As a youngster, in my favorite sports, ice hockey and rugby, I would encounter rapid growth within the team and on a national level, because there were ‘so few women’. In school, I would be selected for doing speeches or debates because ‘most girls’ had soft voices and kept quiet. Even before I knew about political structures of inequality, I grew up thinking that I gained from someone else’s lack or absence. I do not believe this can be the meaning of success. In a world with many people, the presence of others must never be a synonym for competition. The presence of others itself must become the meaning of success.

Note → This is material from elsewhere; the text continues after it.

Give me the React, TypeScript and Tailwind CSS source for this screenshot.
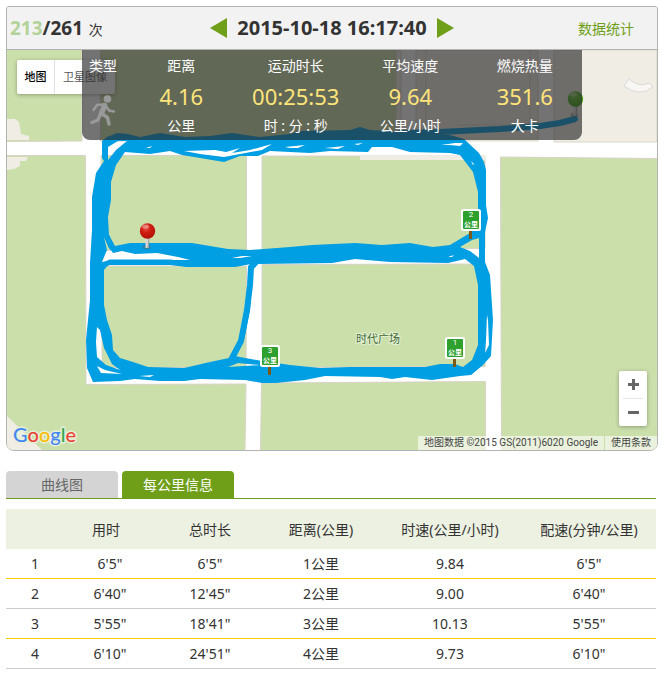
const stats = [
  { label: "距离", value: "4.16", unit: "公里" },
  { label: "运动时长", value: "00:25:53", unit: "时 : 分 : 秒" },
  { label: "平均速度", value: "9.64", unit: "公里/小时" },
  { label: "燃烧热量", value: "351.6", unit: "大卡" },
];

const laps = [
  ["1", `6'5"`, `6'5"`, "1公里", "9.84", `6'5"`],
  ["2", `6'40"`, `12'45"`, "2公里", "9.00", `6'40"`],
  ["3", `5'55"`, `18'41"`, "3公里", "10.13", `5'55"`],
  ["4", `6'10"`, `24'51"`, "4公里", "9.73", `6'10"`],
];

const ROUTE = "#009ee2";

function KmSign({ x, y, n }: { x: number; y: number; n: number }) {
  return (
    <g transform={`translate(${x} ${y})`}>
      <rect x="8" y="20" width="3" height="10" fill="#7a5a17" />
      <rect width="20" height="22" rx="2.5" fill="#fff" />
      <rect x="2" y="2" width="16" height="18" rx="1" fill="#2ea02e" />
      <text x="10" y="8" textAnchor="middle" fontSize="8" fill="#fff" className="font-['Roboto',sans-serif]">
        {n}
      </text>
      <text
        x="10"
        y="18"
        textAnchor="middle"
        fontSize="7"
        fill="#fff"
        className="font-['Noto_Sans_CJK_SC',sans-serif] font-bold"
      >
        公里
      </text>
    </g>
  );
}

function Pin({ x, y, fill }: { x: number; y: number; fill: string }) {
  return (
    <g transform={`translate(${x} ${y})`}>
      <ellipse cx="-1" cy="16" rx="4" ry="2.5" fill="#666" opacity=".45" />
      <path d="M-2 7h4l-1 10h-3z" fill="#d8d8d8" />
      <path d="M1 7h1l-1 10h-1z" fill="#999" />
      <circle r="7.7" fill={`url(#${fill})`} />
      <ellipse cx="-2" cy="-4.5" rx="3.5" ry="2" fill="#fff" opacity=".35" />
    </g>
  );
}

function Runner() {
  return (
    <svg viewBox="0 0 26 31" className="mt-3.5 h-[31px] w-[26px]" role="img" aria-label="跑步">
      <circle cx="17.500" cy="4" r="3.800" fill="#999" />
      <g fill="none" stroke="#999" strokeLinecap="round" strokeLinejoin="round">
        <path d="M14.500 10.500L11.500 18.500" strokeWidth="5.500" />
        <path d="M13.500 9.500L7 10L3.500 15" strokeWidth="2.600" />
        <path d="M16 11L19 15.500L24 16.500" strokeWidth="2.600" />
        <path d="M12 19L17.500 22.500L19 29" strokeWidth="3.400" />
        <path d="M10.500 19L8 25L2 27.500" strokeWidth="3.400" />
      </g>
    </svg>
  );
}

function MapArt() {
  return (
    <svg
      viewBox="7 50 650 400"
      preserveAspectRatio="xMidYMid slice"
      className="block h-[400px] w-full"
      aria-label="运动轨迹地图"
    >
      <defs>
        <radialGradient id="redPin" cx=".4" cy=".3" r=".7">
          <stop offset="0" stopColor="#e8584c" />
          <stop offset=".45" stopColor="#d01c10" />
          <stop offset="1" stopColor="#b01208" />
        </radialGradient>
        <radialGradient id="greenPin" cx=".4" cy=".3" r=".7">
          <stop offset="0" stopColor="#6cc83c" />
          <stop offset="1" stopColor="#3f9a14" />
        </radialGradient>
      </defs>

      <rect x="7" y="50" width="650" height="400" fill="#fff" />

      {/* city blocks */}
      <g fill="#cbdfab" stroke="#dad2c8">
        <path d="M6 49H82V141L6 141.500Z" />
        <path d="M6 155.500H85.500L86 384.500L246 384L245 451H6Z" />
        <path d="M100.500 49H396V141H100.500Z" />
        <path d="M101 155.500H246.500V250.500H101Z" />
        <path d="M262 156H485V248.500L262 249.500Z" />
        <path d="M102 266H246.500L246 367.500H102Z" />
        <path d="M262 264.500L485 264V366.500L262 367.500Z" />
        <path d="M261.500 383L485.500 381.500V451H260.500Z" />
        <path d="M500.500 157L658 158.500V451H501.500Z" />
      </g>
      <path d="M396 50H401V141H396ZM416 50H538V141H416ZM554 50H657V142H554Z" fill="#f0ede5" stroke="#ddd6ca" />
      <path d="M426 50V141M455 125H538M530 50V125" fill="none" stroke="#ded9cf" />
      <path d="M360 156H485V160H360Z" fill="#f0ede5" />
      <path d="M7 119H15L19 122L21 134L29 136V140H7Z" fill="#f0ede5" />
      <path d="M7 157H28L26 161H20L20 166L14 169L7 170Z" fill="#f0ede5" />
      <path d="M7 416L42 450H7Z" fill="#f0ede5" />
      <path d="M624 86L629 79Q639 88 649 83L653 87Q640 98 624 86Z" fill="#f8f7f3" stroke="#d9d9dc" />

      {/* recorded track */}
      <g fill={ROUTE}>
        <path
          fillRule="evenodd"
          d="M102 141L107 137L117 133L128 134L140 137L160 133L185 137L210 136L232 133L260 137L290 134L300 131L350 130L360 127L370 130L405 132L450 135L464 139L479 153L484 162L486 170V205L488 218L485 232V262L490 275L493 320L491 356L483 365L471 375L460 376L432 380L405 377L392 379L380 377L325 376L305 380L276 383H262L245 380L200 379L184 381H160L135 379L120 381L93 382L87 368L86 340L90 300V263L92 230V197L96 173L104 161L102 158Z
          M108 160L116 150L127 141H118L108 147Z
          M116 165L125 152L150 154L170 151L182 155L224 162L240 156H258L270 151L310 153L330 151L368 152L372 147H392L410 152L450 153L460 155L473 172L478 192V226L470 233L450 245L433 247L410 243L382 245L355 243L312 245L290 247L250 250L228 249L192 243H130L115 246L109 235L108 217L111 200V182Z
          M102 262L107 250L104 237L108 246L113 253L122 251L135 254L157 253L178 257L190 260H120L107 261Z
          M104 270L108 265H170L187 267H235L251 264L247 300L239 340L229 358L210 362L184 368L148 367L133 362L120 358L113 350L112 335L107 320L104 305Z
          M253 270L258 264L332 263L355 259L390 262L448 263L465 259L474 266L478 285V345L472 360L463 367L455 364H440L425 367H350L320 368L290 365L262 361L240 357L235 356L244 340L250 310Z
          M460 247L472 240L479 238L479 258L470 251Z
          M97 327L100 330L104 348L112 364L120 370L106 365L97 357L96 342Z
          M97 366L105 370L122 374L101 373Z
          M228 367L238 363L260 365Z
          M487 315L486 340L485 353L489 345L488 320Z"
        />
        <path
          fill="#fff"
          d="M184 151L215 150L226 152L240 148L232 153L250 150L272 144L262 150L240 154L224 157L200 154ZM146 148L152 146L150 148ZM285 147L305 145L298 148L290 148ZM325 148L345 146L338 149ZM354 144L363 143L358 145ZM441 145L455 143L463 143L460 146L450 145ZM232 258L242 256L252 256L240 258ZM448 257L454 255L452 257ZM471 161L474 164L473 165ZM139 376L154 375L150 377Z"
        />
      </g>
      <g fill="none" stroke={ROUTE} strokeWidth="6" strokeLinecap="round" strokeLinejoin="round">
        <path d="M400 133L440 132L500 129L540 126L560 123L575 119" />
        <path d="M256 262L251 267L250 285L247 310L241 341L231 360" />
        <path d="M106 264L110 262H170L187 264" strokeWidth="5" />
        <path d="M107 236L111 247L115 249" strokeWidth="5" />
      </g>

      <text
        x="378"
        y="343"
        textAnchor="middle"
        fontSize="11"
        fill="#3f6b35"
        stroke="#e4efd3"
        strokeWidth="2"
        paintOrder="stroke"
      >
        时代广场
      </text>

      <KmSign x={461} y={209} n={2} />
      <KmSign x={445} y={337} n={1} />
      <KmSign x={260} y={345} n={3} />
      <Pin x={147.5} y={231} fill="redPin" />
      <Pin x={575.5} y={99} fill="greenPin" />

      <text
        x="13"
        y="442"
        fontSize="20"
        className="font-['Lato',sans-serif] font-medium"
        stroke="#e6efd8"
        strokeWidth="3"
        strokeLinejoin="round"
        paintOrder="stroke"
      >
        <tspan fill="#4285f4">G</tspan>
        <tspan fill="#ea4335">o</tspan>
        <tspan fill="#fbbc05">o</tspan>
        <tspan fill="#4285f4">g</tspan>
        <tspan fill="#34a853">l</tspan>
        <tspan fill="#ea4335">e</tspan>
      </text>
    </svg>
  );
}

export default function App() {
  return (
    <main className="bg-white pt-1.5 pr-[9px] pl-1.5 font-['Noto_Sans','Noto_Sans_CJK_SC',sans-serif] text-sm text-[#333]">
      <section className="overflow-hidden rounded-t-[3px] rounded-b-lg border border-[#b3b3b3]">
        <header className="grid h-[43px] grid-cols-[1fr_auto_1fr] items-center border-b border-[#b3b3b3] bg-[#f2f2f2]">
          <p className="pl-[3px] whitespace-nowrap">
            <strong className="text-[19px] leading-6">
              <span className="text-[#b3d299]">213</span>/261
            </strong>{" "}
            <span className="ml-0.5">次</span>
          </p>
          <div className="flex items-center gap-2.5">
            <button type="button" aria-label="上一次">
              <svg viewBox="0 0 17 20" className="block h-5 w-[17px]">
                <path d="M17 0V20L0 10Z" fill="#6f9f18" />
              </svg>
            </button>
            <h1 className="text-[20px] leading-6 font-bold">2015-10-18 16:17:40</h1>
            <button type="button" aria-label="下一次">
              <svg viewBox="0 0 17 20" className="block h-5 w-[17px]">
                <path d="M0 0V20L17 10Z" fill="#6f9f18" />
              </svg>
            </button>
          </div>
          <a href="#stats" className="justify-self-end pt-0.5 pr-[23px] text-[#6f9f18]">
            数据统计
          </a>
        </header>

        <div className="relative">
          <MapArt />

          <div className="absolute top-2.5 left-2.5 flex h-[34px] rounded-xs bg-white text-[11px] shadow-[0_1px_4px_rgba(0,0,0,0.3)]">
            <button type="button" className="w-[38px] border-r border-[#e2e2e2] font-medium text-black">
              地图
            </button>
            <button type="button" className="w-[60px] text-[#565656]">
              卫星图像
            </button>
          </div>

          <div className="absolute inset-x-0 top-0 mx-auto grid h-[90px] w-[500px] grid-cols-[42px_repeat(4,1fr)] rounded-b-lg bg-[rgba(40,40,40,0.65)] text-center leading-[30px] text-white">
            <div className="flex flex-col items-center">
              <span className="pt-px">类型</span>
              <Runner />
            </div>
            {stats.map((s) => (
              <dl key={s.label} className="pt-px">
                <dt>{s.label}</dt>
                <dd className="text-[22px] text-[#ffe47a]">{s.value}</dd>
                <dd>{s.unit}</dd>
              </dl>
            ))}
          </div>

          <div className="absolute right-2.5 bottom-6 flex w-7 flex-col rounded-xs bg-white px-1 shadow-[0_1px_4px_rgba(0,0,0,0.3)]">
            <button type="button" aria-label="放大" className="flex h-7 items-center justify-center border-b border-[#e6e6e6]">
              <svg viewBox="0 0 11 11" className="size-[11px]">
                <path d="M4 0H7V4H11V7H7V11H4V7H0V4H4Z" fill="#666" />
              </svg>
            </button>
            <button type="button" aria-label="缩小" className="flex h-[27px] items-center justify-center">
              <svg viewBox="0 0 11 11" className="size-[11px]">
                <path d="M0 4H11V7H0Z" fill="#666" />
              </svg>
            </button>
          </div>

          <div className="absolute right-0 bottom-0 flex gap-px font-['Roboto','Noto_Sans_CJK_SC',sans-serif] text-[10px] leading-[14px] whitespace-nowrap text-[#444]">
            <span className="bg-white/60 px-1.5">地图数据 ©2015 GS(2011)6020 Google</span>
            <a href="#terms" className="bg-white/60 px-1.5">
              使用条款
            </a>
          </div>
        </div>
      </section>

      <section className="mt-5 mr-0.5">
        <div className="flex gap-1 border-b border-[#6f9f18]" role="tablist">
          <button type="button" role="tab" aria-selected="false" className="h-[27px] w-28 rounded-t-sm bg-[#d4d4d4] text-[#666]">
            曲线图
          </button>
          <button type="button" role="tab" aria-selected="true" className="h-[27px] w-28 rounded-t-sm bg-[#6f9f18] text-white">
            每公里信息
          </button>
        </div>

        <table className="mt-2.5 w-full table-fixed border-separate border-spacing-0 text-center">
          <colgroup>
            <col className="w-[58px]" />
            <col className="w-[92px]" />
            <col className="w-[108px]" />
            <col className="w-[114px]" />
            <col className="w-[144px]" />
            <col className="w-[134px]" />
          </colgroup>
          <thead>
            <tr className="h-10 bg-[#edf1e2] whitespace-nowrap [&>th]:p-0 [&>th]:pt-0.5 [&>th]:font-normal">
              <th aria-label="序号" />
              <th>
                <span className="mr-2">用时</span>
              </th>
              <th>总时长</th>
              <th>距离(公里)</th>
              <th>时速(公里/小时)</th>
              <th>配速(分钟/公里)</th>
            </tr>
          </thead>
          <tbody>
            {laps.map((lap, row) => (
              <tr key={lap[0]} className="h-[30px]">
                {lap.map((cell, i) => (
                  <td key={i} className={`border-b p-0 ${row % 2 === 0 ? "border-[#ffcc00]" : "border-[#cccccc]"}`}>
                    {cell}
                  </td>
                ))}
              </tr>
            ))}
          </tbody>
        </table>
      </section>
    </main>
  );
}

The presence of others must become the meaning of success

Happy peacemakers are often heard saying: focus on the similarities instead of the differences. But those who live and study difference close enough, will experience the connections between differences, instead of forcefully making something that’s different similar to what they already know – which is a process of identity appropriation, but can also be called: the homogeneous sauce.

I warned you that this will be a one perspective story. Let me be stupid and make a claim on behalf of us, here in the room, young media makers. This is a remark for the committees and curators that depend on independent thinkers and freewheelers. Please do not ask us to share your event on ‘social’ (even if it is a product that we love, like a book). You are monetarizing our innate willingness to share.

If we like something, we will spread the word. If we applaud something, we will make it be heard. If we have ideals, we will convince others. Please do not curb our enthusiasm with your yearning to make profit.

Then, as a final remark. There was some hesitation beforehand that these remarks about the process behind this afternoon would overshadow the conversation with Chimamanda Adichie. I would say: no conversation can ever happen without the structures making it possible – language, people, questions, careful listeners, room at the table and moving chairs.

Thankfully: a conversation doesn’t allow for a one perspective story.